Copy each line exactly. Drop every picture.

----------------------------------------

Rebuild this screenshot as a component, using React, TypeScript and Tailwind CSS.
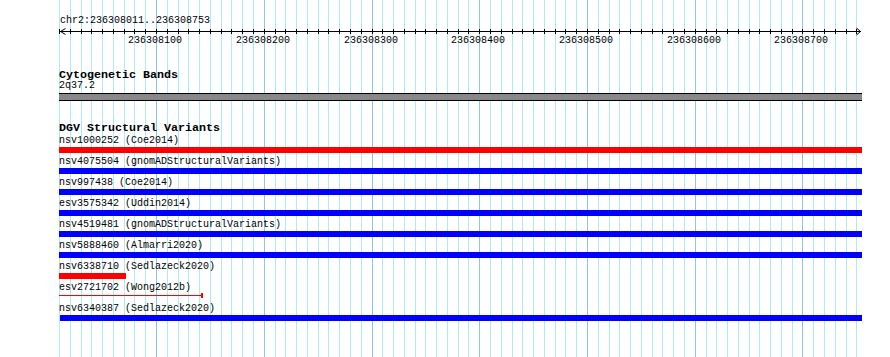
import React from 'react';

// x of 236308100 on the page and the scale of the window (743 bp over ~800 px)
const ORIGIN = 156;
const PX_PER_BP = 1.0775;
const LEFT = 59;

const xOf = (bp: number) => Math.round(ORIGIN + (bp - 236308100) * PX_PER_BP);

const gridLines = Array.from({ length: 75 }, (_, i) => 236308010 + i * 10);
const majors = [236308100, 236308200, 236308300, 236308400, 236308500, 236308600, 236308700];

type Variant = { name: string; bar: 'full-red' | 'full-blue' | 'short-red' | 'thin-red' | 'blue-offset' };

const variants: Variant[] = [
  { name: 'nsv1000252 (Coe2014)', bar: 'full-red' },
  { name: 'nsv4075504 (gnomADStructuralVariants)', bar: 'full-blue' },
  { name: 'nsv997438 (Coe2014)', bar: 'full-blue' },
  { name: 'esv3575342 (Uddin2014)', bar: 'full-blue' },
  { name: 'nsv4519481 (gnomADStructuralVariants)', bar: 'full-blue' },
  { name: 'nsv5888460 (Almarri2020)', bar: 'full-blue' },
  { name: 'nsv6338710 (Sedlazeck2020)', bar: 'short-red' },
  { name: 'esv2721702 (Wong2012b)', bar: 'thin-red' },
  { name: 'nsv6340387 (Sedlazeck2020)', bar: 'blue-offset' },
];

const GridLines: React.FC = () => (
  <svg className="absolute inset-0" width={890} height={357}>
    {gridLines.map((bp) => (
      <rect
        key={bp}
        x={xOf(bp)}
        y={0}
        width={1}
        height={357}
        fill={bp % 100 === 0 ? '#8cc6ec' : '#aeeaf2'}
      />
    ))}
  </svg>
);

const Ruler: React.FC = () => (
  <svg width={803} height={20} className="block">
    <rect x={1} y={5} width={801} height={1} fill="#000" />
    {gridLines.map((bp) => (
      <rect key={bp} x={xOf(bp) - LEFT} y={3} width={1} height={5} fill="#000" />
    ))}
    <path d="M1.5 5.5 L6.5 2.5 M1.5 5.5 L6.5 8.5" stroke="#000" strokeWidth={1} fill="none" />
    <path d="M801.5 5.5 L797.5 2 M801.5 5.5 L797.5 9" stroke="#000" strokeWidth={1} fill="none" />
    {majors.map((bp) => (
      <text
        key={bp}
        x={xOf(bp) - LEFT - 1}
        y={17}
        textAnchor="middle"
        fontSize={10}
        fontFamily="'Liberation Mono', monospace"
        fill="#000"
      >
        {bp}
      </text>
    ))}
  </svg>
);

const VariantBar: React.FC<{ kind: Variant['bar'] }> = ({ kind }) => {
  if (kind === 'thin-red') {
    return (
      <svg width={144} height={6} className="block overflow-visible">
        <rect x={0} y={1} width={144} height={1} fill="#ff0000" />
        <rect x={142} y={-1} width={2} height={5} fill="#ff0000" />
      </svg>
    );
  }
  if (kind === 'short-red') return <div className="h-[6px] w-[67px] bg-[#ff0000]" />;
  if (kind === 'blue-offset') return <div className="ml-px h-[6px] w-[802px] bg-[#0000ff]" />;
  if (kind === 'full-red') return <div className="h-[6px] w-[803px] bg-[#ff0000]" />;
  return <div className="h-[6px] w-[803px] bg-[#0000ff]" />;
};

function App() {
  return (
    <div className="relative h-[357px] w-[890px] overflow-hidden bg-white text-black font-['Liberation_Mono',monospace]">
      <GridLines />
      <div className="relative flex flex-col items-start pl-[59px] pt-[16px]">
        <div className="h-[10px] pl-px text-[10px] leading-[10px] whitespace-pre">chr2:236308011..236308753</div>
        <Ruler />

        <div className="mt-[23px] h-[12px] text-[11.67px] leading-[12px] font-bold whitespace-pre">Cytogenetic Bands</div>
        <div className="h-[10px] text-[10px] leading-[10px]">2q37.2</div>
        <div className="mt-[2px] h-[8px] w-[803px] border-y border-black bg-[#888888]" />

        <div className="mt-[21px] h-[12px] text-[11.67px] leading-[12px] font-bold whitespace-pre">DGV Structural Variants</div>
        <div className="mt-[2px] flex flex-col gap-[4px]">
          {variants.map((v) => (
            <div key={v.name} className="flex flex-col items-start">
              <div className="h-[10px] text-[10px] leading-[10px] whitespace-pre">{v.name}</div>
              <div className="mt-px">
                <VariantBar kind={v.bar} />
              </div>
            </div>
          ))}
        </div>
      </div>
    </div>
  );
}

export default App;
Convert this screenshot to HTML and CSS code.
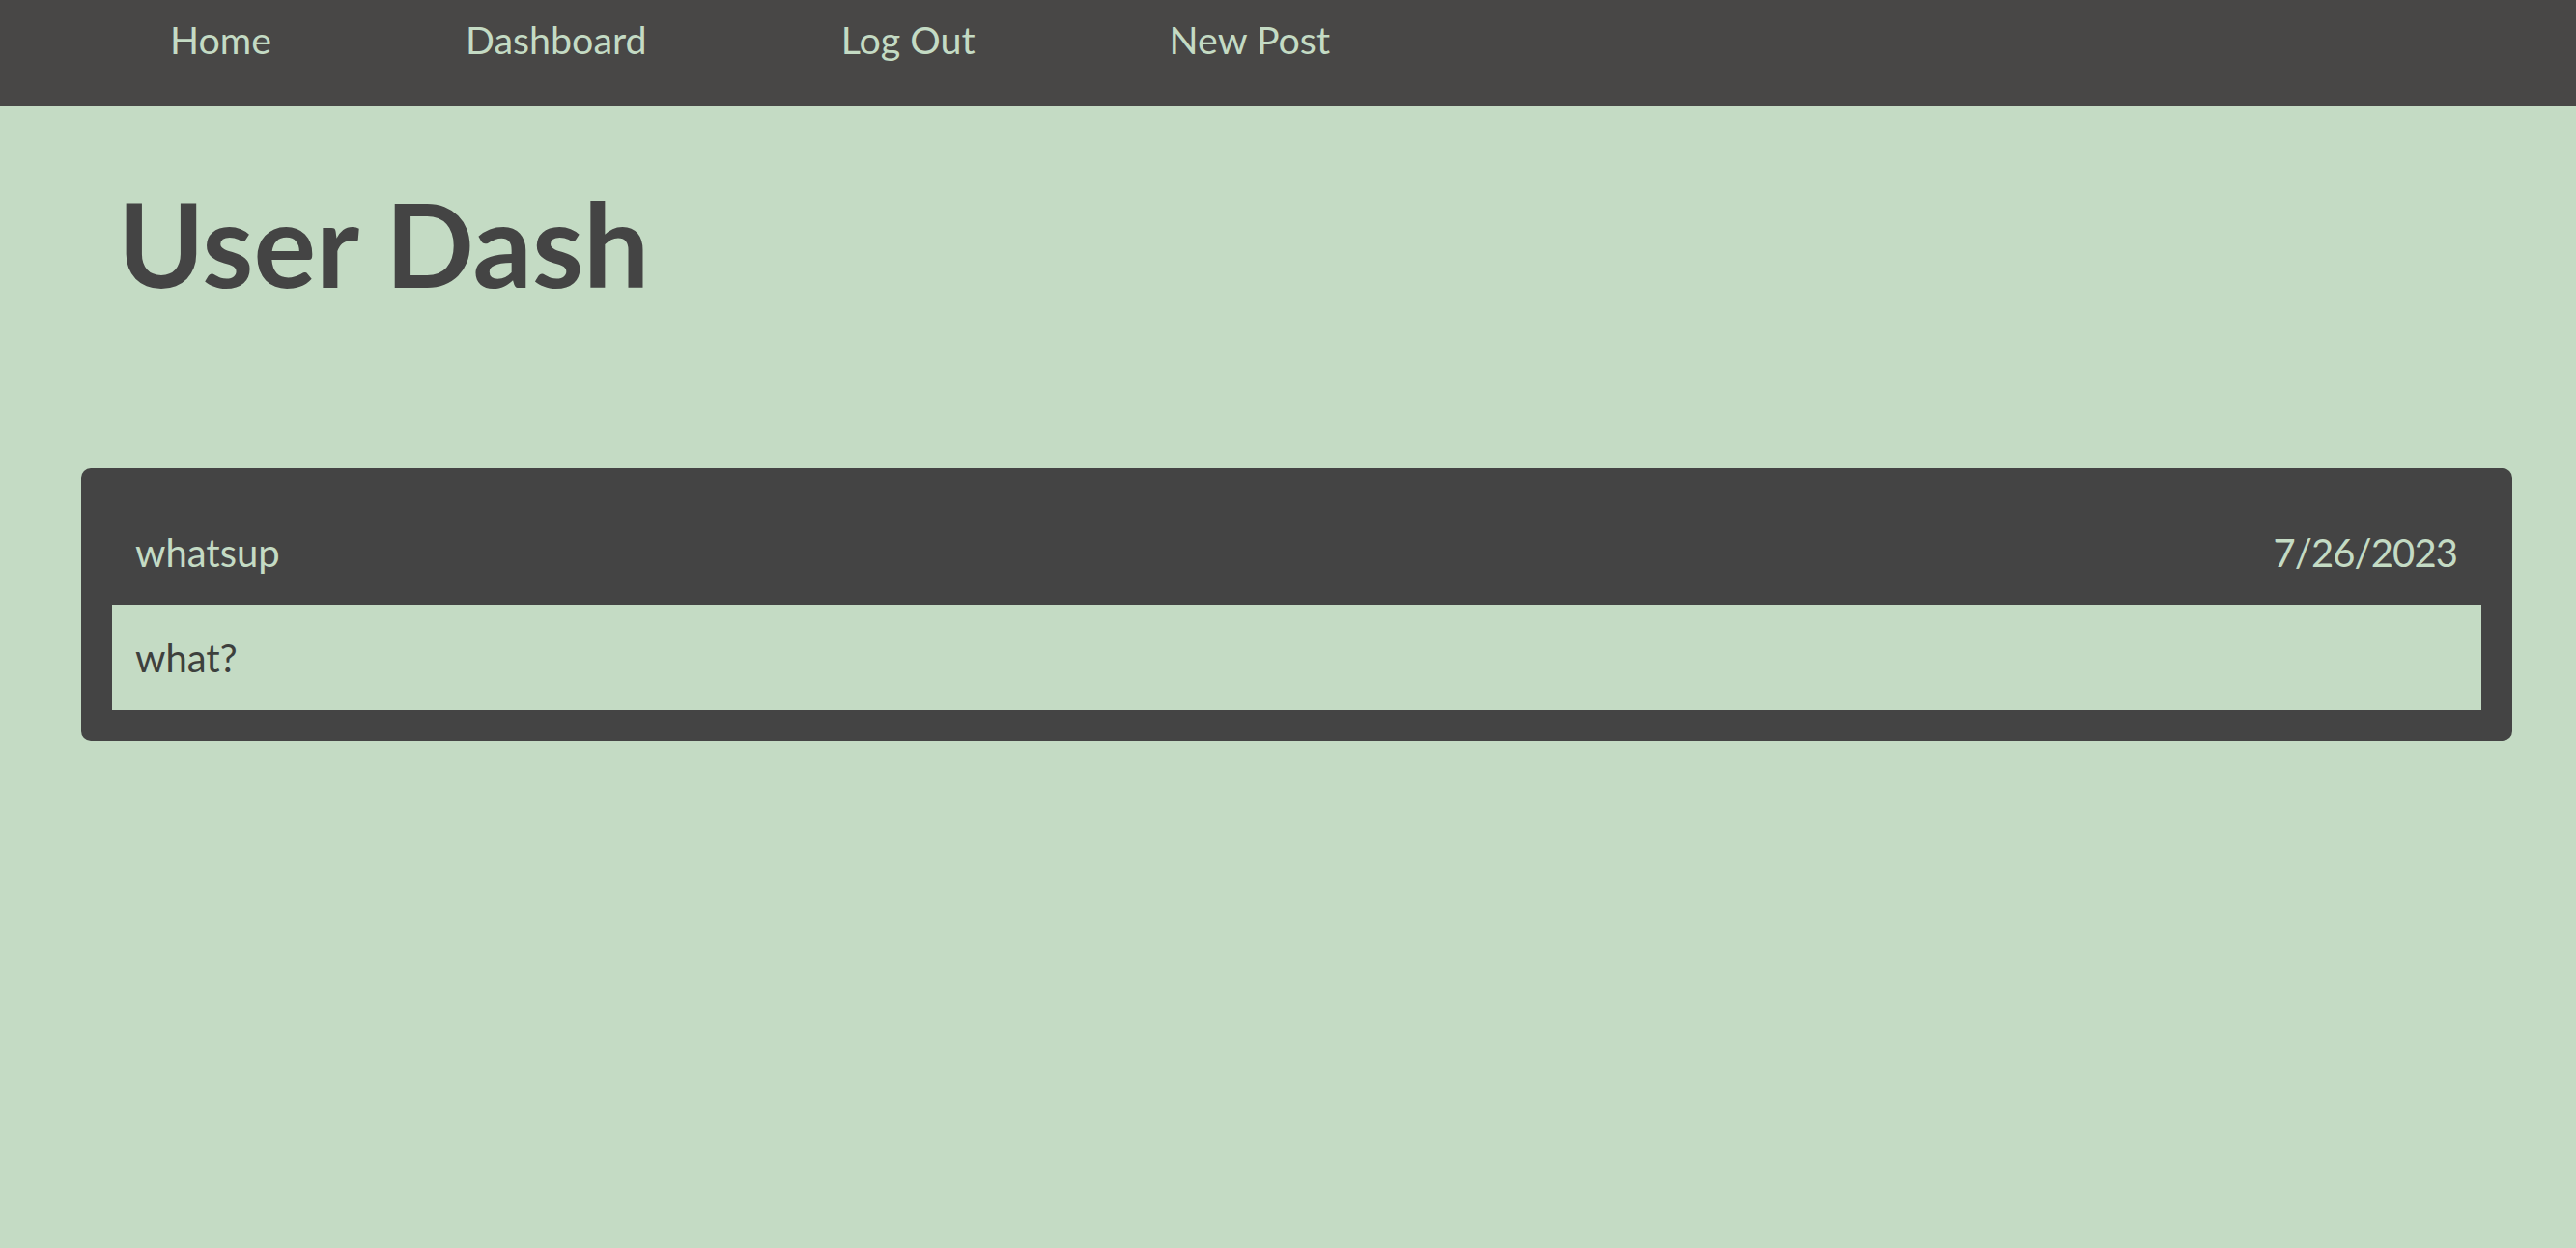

----------------------------------------

▶ _Worked answer_:
Rebuild this screenshot as a component, using React, TypeScript and Tailwind CSS.
import React from 'react';

// x of 236308100 on the page and the scale of the window (743 bp over ~800 px)
const ORIGIN = 156;
const PX_PER_BP = 1.0775;
const LEFT = 59;

const xOf = (bp: number) => Math.round(ORIGIN + (bp - 236308100) * PX_PER_BP);

const gridLines = Array.from({ length: 75 }, (_, i) => 236308010 + i * 10);
const majors = [236308100, 236308200, 236308300, 236308400, 236308500, 236308600, 236308700];

type Variant = { name: string; bar: 'full-red' | 'full-blue' | 'short-red' | 'thin-red' | 'blue-offset' };

const variants: Variant[] = [
  { name: 'nsv1000252 (Coe2014)', bar: 'full-red' },
  { name: 'nsv4075504 (gnomADStructuralVariants)', bar: 'full-blue' },
  { name: 'nsv997438 (Coe2014)', bar: 'full-blue' },
  { name: 'esv3575342 (Uddin2014)', bar: 'full-blue' },
  { name: 'nsv4519481 (gnomADStructuralVariants)', bar: 'full-blue' },
  { name: 'nsv5888460 (Almarri2020)', bar: 'full-blue' },
  { name: 'nsv6338710 (Sedlazeck2020)', bar: 'short-red' },
  { name: 'esv2721702 (Wong2012b)', bar: 'thin-red' },
  { name: 'nsv6340387 (Sedlazeck2020)', bar: 'blue-offset' },
];

const GridLines: React.FC = () => (
  <svg className="absolute inset-0" width={890} height={357}>
    {gridLines.map((bp) => (
      <rect
        key={bp}
        x={xOf(bp)}
        y={0}
        width={1}
        height={357}
        fill={bp % 100 === 0 ? '#8cc6ec' : '#aeeaf2'}
      />
    ))}
  </svg>
);

const Ruler: React.FC = () => (
  <svg width={803} height={20} className="block">
    <rect x={1} y={5} width={801} height={1} fill="#000" />
    {gridLines.map((bp) => (
      <rect key={bp} x={xOf(bp) - LEFT} y={3} width={1} height={5} fill="#000" />
    ))}
    <path d="M1.5 5.5 L6.5 2.5 M1.5 5.5 L6.5 8.5" stroke="#000" strokeWidth={1} fill="none" />
    <path d="M801.5 5.5 L797.5 2 M801.5 5.5 L797.5 9" stroke="#000" strokeWidth={1} fill="none" />
    {majors.map((bp) => (
      <text
        key={bp}
        x={xOf(bp) - LEFT - 1}
        y={17}
        textAnchor="middle"
        fontSize={10}
        fontFamily="'Liberation Mono', monospace"
        fill="#000"
      >
        {bp}
      </text>
    ))}
  </svg>
);

const VariantBar: React.FC<{ kind: Variant['bar'] }> = ({ kind }) => {
  if (kind === 'thin-red') {
    return (
      <svg width={144} height={6} className="block overflow-visible">
        <rect x={0} y={1} width={144} height={1} fill="#ff0000" />
        <rect x={142} y={-1} width={2} height={5} fill="#ff0000" />
      </svg>
    );
  }
  if (kind === 'short-red') return <div className="h-[6px] w-[67px] bg-[#ff0000]" />;
  if (kind === 'blue-offset') return <div className="ml-px h-[6px] w-[802px] bg-[#0000ff]" />;
  if (kind === 'full-red') return <div className="h-[6px] w-[803px] bg-[#ff0000]" />;
  return <div className="h-[6px] w-[803px] bg-[#0000ff]" />;
};

function App() {
  return (
    <div className="relative h-[357px] w-[890px] overflow-hidden bg-white text-black font-['Liberation_Mono',monospace]">
      <GridLines />
      <div className="relative flex flex-col items-start pl-[59px] pt-[16px]">
        <div className="h-[10px] pl-px text-[10px] leading-[10px] whitespace-pre">chr2:236308011..236308753</div>
        <Ruler />

        <div className="mt-[23px] h-[12px] text-[11.67px] leading-[12px] font-bold whitespace-pre">Cytogenetic Bands</div>
        <div className="h-[10px] text-[10px] leading-[10px]">2q37.2</div>
        <div className="mt-[2px] h-[8px] w-[803px] border-y border-black bg-[#888888]" />

        <div className="mt-[21px] h-[12px] text-[11.67px] leading-[12px] font-bold whitespace-pre">DGV Structural Variants</div>
        <div className="mt-[2px] flex flex-col gap-[4px]">
          {variants.map((v) => (
            <div key={v.name} className="flex flex-col items-start">
              <div className="h-[10px] text-[10px] leading-[10px] whitespace-pre">{v.name}</div>
              <div className="mt-px">
                <VariantBar kind={v.bar} />
              </div>
            </div>
          ))}
        </div>
      </div>
    </div>
  );
}

export default App;
Convert this screenshot to HTML and CSS code.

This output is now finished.